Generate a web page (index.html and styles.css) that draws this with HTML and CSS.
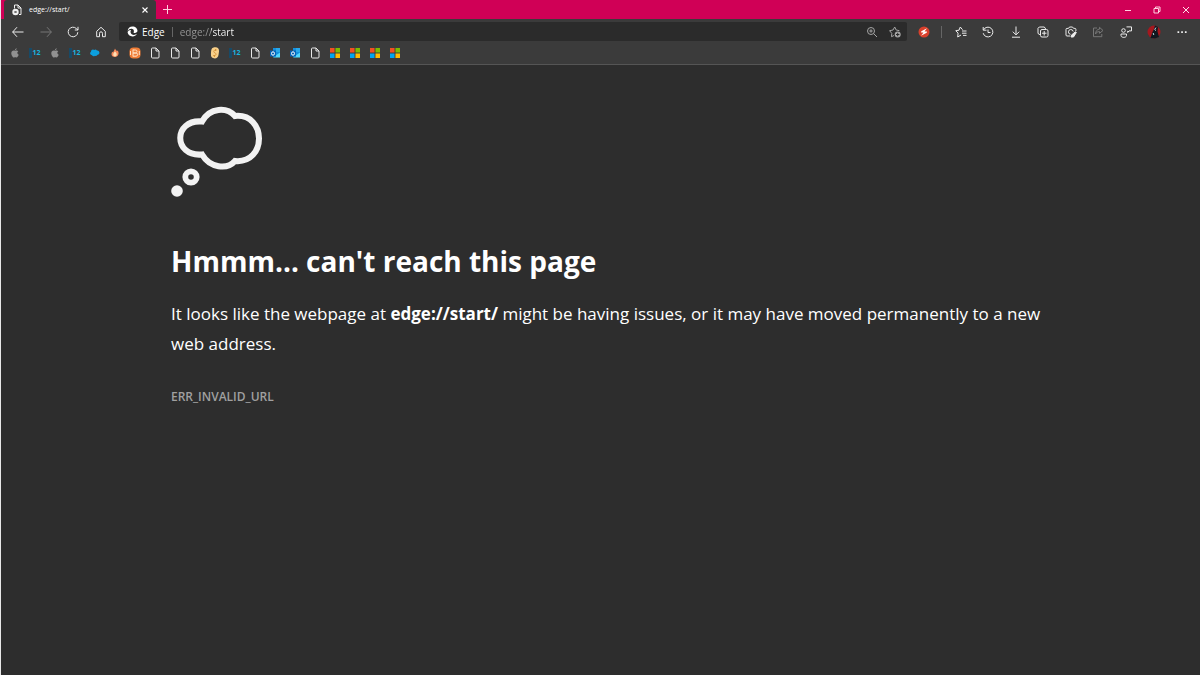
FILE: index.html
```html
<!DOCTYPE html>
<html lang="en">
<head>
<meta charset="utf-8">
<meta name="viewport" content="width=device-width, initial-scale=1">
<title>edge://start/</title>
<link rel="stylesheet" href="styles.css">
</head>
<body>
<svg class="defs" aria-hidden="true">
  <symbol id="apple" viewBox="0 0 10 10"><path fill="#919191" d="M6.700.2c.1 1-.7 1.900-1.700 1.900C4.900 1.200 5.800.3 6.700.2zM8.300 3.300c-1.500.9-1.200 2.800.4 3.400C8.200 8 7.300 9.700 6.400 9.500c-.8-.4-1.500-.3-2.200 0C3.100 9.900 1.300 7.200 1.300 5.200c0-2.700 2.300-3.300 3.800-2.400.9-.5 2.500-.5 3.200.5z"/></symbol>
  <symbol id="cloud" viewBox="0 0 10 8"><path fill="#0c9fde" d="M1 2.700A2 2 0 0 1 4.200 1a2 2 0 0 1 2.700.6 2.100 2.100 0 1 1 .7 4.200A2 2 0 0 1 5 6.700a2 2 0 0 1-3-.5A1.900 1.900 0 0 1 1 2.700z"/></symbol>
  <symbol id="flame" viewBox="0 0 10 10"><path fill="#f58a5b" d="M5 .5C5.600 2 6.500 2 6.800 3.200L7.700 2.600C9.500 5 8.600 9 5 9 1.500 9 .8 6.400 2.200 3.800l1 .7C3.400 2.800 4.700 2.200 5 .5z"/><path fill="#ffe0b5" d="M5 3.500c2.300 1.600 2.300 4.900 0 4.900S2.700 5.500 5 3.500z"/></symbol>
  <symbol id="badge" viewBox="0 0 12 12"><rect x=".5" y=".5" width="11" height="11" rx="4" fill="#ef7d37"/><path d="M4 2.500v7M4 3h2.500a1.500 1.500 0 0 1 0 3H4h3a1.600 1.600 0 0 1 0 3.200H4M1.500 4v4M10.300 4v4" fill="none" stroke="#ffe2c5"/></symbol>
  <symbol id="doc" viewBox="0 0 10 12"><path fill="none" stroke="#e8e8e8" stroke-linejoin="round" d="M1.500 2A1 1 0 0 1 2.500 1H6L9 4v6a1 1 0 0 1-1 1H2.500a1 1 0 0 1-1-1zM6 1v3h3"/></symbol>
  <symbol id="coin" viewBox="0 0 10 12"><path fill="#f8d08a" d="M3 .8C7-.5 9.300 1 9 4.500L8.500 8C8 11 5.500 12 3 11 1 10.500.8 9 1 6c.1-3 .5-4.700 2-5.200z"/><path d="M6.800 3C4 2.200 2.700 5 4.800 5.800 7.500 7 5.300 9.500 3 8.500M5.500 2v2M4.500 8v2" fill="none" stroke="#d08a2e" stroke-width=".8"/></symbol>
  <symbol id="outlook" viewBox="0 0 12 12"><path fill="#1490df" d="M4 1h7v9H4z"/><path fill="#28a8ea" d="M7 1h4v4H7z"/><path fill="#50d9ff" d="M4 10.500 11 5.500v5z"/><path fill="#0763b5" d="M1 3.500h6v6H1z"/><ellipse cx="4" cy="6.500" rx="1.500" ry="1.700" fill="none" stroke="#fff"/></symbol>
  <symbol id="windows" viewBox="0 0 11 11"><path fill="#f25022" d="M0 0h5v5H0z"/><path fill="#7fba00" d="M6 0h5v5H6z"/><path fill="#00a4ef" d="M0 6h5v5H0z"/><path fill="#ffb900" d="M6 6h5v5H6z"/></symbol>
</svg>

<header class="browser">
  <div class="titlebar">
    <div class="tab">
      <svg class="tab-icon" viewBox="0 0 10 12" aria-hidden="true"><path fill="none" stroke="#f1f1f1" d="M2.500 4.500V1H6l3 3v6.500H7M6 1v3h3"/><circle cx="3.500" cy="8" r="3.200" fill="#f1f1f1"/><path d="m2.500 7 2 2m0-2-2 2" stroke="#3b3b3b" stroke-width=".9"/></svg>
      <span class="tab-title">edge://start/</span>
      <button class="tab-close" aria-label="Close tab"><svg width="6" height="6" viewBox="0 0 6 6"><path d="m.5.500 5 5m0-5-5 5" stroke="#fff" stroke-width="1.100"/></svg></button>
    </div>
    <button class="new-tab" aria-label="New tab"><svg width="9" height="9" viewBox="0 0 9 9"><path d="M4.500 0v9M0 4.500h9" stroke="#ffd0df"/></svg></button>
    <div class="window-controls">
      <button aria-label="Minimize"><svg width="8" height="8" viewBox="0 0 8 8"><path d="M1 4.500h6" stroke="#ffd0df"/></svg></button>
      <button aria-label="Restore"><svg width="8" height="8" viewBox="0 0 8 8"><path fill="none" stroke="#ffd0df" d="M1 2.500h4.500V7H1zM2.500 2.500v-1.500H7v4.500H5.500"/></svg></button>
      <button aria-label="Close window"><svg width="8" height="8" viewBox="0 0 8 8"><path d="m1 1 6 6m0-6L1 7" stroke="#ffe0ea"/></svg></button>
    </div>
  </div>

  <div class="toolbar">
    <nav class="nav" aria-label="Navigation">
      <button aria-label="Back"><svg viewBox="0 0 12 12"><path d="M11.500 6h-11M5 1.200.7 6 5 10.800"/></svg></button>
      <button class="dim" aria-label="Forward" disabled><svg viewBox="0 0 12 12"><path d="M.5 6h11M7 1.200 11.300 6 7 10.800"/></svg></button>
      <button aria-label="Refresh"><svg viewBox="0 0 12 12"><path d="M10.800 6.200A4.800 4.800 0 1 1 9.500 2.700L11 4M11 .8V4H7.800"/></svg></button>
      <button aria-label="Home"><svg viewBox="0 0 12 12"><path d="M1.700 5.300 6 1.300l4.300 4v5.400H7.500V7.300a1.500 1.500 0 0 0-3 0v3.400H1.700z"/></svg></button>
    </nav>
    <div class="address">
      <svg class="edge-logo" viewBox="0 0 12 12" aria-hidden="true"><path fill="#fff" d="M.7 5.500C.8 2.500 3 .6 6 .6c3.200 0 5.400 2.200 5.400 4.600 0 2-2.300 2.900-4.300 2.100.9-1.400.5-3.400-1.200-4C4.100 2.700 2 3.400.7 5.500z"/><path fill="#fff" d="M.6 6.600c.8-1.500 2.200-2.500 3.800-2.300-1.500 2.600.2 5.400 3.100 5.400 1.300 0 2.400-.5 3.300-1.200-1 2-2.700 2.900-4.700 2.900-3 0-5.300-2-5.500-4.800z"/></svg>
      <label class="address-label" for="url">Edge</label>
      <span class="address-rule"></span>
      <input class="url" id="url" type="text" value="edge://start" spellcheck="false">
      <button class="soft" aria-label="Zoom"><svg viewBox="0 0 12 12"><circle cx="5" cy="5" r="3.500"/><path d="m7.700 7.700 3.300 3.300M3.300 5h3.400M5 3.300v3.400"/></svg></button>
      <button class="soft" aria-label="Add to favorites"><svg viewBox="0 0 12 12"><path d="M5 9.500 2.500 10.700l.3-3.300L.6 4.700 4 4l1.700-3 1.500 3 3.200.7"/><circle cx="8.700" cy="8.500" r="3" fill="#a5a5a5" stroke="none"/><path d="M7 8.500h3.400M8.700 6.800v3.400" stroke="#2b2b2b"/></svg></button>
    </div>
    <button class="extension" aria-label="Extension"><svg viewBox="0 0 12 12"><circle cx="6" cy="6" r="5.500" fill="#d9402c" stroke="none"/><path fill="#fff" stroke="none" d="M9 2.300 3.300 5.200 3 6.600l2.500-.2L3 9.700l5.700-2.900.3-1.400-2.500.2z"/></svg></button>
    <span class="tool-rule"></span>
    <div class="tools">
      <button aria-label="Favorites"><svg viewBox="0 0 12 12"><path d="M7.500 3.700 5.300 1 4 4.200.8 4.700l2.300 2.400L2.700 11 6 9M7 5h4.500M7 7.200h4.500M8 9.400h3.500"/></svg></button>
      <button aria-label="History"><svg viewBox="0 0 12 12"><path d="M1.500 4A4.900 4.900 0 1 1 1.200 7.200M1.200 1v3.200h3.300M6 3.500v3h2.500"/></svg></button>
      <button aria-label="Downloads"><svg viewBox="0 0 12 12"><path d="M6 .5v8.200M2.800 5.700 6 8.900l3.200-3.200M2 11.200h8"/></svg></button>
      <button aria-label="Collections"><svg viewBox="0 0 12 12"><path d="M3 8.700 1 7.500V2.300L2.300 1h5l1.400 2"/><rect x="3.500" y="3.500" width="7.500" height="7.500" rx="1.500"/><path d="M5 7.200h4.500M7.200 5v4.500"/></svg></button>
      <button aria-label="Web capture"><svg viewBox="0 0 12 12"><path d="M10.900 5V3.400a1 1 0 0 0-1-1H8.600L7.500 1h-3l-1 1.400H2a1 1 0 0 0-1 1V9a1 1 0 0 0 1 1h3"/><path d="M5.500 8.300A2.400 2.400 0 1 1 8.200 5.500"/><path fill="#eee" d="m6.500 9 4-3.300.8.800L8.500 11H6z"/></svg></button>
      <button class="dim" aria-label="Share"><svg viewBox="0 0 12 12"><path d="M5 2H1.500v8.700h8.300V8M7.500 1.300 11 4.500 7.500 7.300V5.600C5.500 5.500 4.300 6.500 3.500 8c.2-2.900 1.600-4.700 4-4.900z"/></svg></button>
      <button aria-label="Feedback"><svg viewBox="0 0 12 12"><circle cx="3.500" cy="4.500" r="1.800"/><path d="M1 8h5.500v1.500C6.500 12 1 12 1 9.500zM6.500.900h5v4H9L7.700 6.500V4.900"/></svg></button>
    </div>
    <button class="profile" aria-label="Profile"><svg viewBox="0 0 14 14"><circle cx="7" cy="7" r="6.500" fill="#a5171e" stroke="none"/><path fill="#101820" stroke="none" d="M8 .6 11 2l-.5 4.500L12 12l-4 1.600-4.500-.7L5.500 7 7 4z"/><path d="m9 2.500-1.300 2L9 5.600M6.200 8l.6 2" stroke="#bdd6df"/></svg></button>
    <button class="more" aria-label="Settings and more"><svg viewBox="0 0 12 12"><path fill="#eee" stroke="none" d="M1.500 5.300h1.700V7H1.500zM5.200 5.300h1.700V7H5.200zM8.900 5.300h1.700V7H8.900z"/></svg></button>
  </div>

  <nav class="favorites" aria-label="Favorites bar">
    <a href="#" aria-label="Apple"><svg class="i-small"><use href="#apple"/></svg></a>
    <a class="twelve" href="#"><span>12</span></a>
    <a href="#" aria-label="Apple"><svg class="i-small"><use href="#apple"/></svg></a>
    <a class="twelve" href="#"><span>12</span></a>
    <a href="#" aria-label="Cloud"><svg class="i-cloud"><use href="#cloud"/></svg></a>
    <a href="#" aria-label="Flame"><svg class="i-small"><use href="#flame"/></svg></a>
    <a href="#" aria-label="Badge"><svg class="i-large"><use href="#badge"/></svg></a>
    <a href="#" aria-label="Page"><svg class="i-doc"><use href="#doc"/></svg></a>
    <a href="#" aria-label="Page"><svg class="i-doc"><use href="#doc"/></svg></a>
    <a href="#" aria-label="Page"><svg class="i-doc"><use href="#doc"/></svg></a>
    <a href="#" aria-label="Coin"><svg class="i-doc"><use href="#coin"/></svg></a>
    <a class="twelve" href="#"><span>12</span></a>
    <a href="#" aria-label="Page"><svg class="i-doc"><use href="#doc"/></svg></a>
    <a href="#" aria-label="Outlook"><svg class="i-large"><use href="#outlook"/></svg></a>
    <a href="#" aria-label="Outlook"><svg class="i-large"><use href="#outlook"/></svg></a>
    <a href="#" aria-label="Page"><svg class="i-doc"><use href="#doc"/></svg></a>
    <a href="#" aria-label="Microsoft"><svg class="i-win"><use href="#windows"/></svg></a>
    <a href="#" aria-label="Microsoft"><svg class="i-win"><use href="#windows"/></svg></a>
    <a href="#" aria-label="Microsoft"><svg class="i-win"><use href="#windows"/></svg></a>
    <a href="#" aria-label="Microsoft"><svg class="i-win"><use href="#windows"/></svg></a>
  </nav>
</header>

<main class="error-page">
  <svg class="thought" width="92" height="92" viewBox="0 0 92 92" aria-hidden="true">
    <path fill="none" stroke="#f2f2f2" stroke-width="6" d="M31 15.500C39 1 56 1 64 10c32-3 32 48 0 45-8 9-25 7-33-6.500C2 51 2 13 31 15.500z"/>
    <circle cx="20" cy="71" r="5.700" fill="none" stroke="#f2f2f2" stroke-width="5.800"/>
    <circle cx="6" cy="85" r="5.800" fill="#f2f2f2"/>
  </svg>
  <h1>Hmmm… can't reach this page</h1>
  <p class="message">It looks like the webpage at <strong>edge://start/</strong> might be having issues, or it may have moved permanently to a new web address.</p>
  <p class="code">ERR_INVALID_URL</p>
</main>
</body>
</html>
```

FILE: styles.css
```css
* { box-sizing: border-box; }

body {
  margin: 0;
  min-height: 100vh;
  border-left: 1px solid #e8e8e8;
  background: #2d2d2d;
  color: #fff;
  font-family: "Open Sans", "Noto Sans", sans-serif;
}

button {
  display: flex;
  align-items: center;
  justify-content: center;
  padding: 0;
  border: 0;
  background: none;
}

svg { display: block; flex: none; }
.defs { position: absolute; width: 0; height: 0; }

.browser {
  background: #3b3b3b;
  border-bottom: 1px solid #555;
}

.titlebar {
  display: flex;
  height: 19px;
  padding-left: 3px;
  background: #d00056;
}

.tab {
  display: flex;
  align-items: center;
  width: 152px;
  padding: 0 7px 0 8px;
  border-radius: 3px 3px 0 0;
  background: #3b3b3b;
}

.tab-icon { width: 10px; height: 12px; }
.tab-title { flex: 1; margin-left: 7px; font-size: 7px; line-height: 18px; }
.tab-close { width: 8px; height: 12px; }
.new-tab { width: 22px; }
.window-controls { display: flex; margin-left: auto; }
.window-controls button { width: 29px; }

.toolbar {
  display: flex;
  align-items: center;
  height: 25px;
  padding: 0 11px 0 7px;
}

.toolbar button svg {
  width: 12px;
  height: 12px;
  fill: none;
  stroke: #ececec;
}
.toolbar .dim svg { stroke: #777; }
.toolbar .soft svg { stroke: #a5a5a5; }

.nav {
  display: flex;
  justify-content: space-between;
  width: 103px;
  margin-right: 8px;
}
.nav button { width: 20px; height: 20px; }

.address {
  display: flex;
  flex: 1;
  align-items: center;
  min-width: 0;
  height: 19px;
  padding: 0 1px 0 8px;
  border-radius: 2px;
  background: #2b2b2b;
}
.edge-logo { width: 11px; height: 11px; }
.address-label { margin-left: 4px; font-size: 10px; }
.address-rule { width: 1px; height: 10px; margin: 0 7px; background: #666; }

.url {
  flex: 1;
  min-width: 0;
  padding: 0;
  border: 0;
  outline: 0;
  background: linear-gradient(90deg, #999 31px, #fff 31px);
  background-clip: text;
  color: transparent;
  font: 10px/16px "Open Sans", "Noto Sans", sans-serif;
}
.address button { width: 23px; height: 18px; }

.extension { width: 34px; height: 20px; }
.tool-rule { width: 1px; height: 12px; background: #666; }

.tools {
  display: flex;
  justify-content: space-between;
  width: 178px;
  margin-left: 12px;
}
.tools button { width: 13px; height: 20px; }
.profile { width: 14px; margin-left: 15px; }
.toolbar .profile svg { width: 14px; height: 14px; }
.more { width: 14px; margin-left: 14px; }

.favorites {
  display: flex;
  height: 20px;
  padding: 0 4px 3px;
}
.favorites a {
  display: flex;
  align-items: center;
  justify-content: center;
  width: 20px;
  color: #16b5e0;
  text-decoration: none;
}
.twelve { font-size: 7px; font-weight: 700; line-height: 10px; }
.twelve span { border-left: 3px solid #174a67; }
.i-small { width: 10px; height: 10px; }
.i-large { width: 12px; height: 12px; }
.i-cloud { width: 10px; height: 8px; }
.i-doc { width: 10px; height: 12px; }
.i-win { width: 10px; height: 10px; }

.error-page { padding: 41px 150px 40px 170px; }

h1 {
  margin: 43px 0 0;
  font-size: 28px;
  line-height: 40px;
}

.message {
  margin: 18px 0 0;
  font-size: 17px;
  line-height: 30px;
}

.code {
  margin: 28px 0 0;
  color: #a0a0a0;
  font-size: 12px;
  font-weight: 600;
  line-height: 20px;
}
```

* * * * * * *

Go through the preceding material and copy each line that has the word "this".

● RESPONSE
Generate a web page (index.html and styles.css) that draws this with HTML and CSS.
  <h1>Hmmm… can't reach this page</h1>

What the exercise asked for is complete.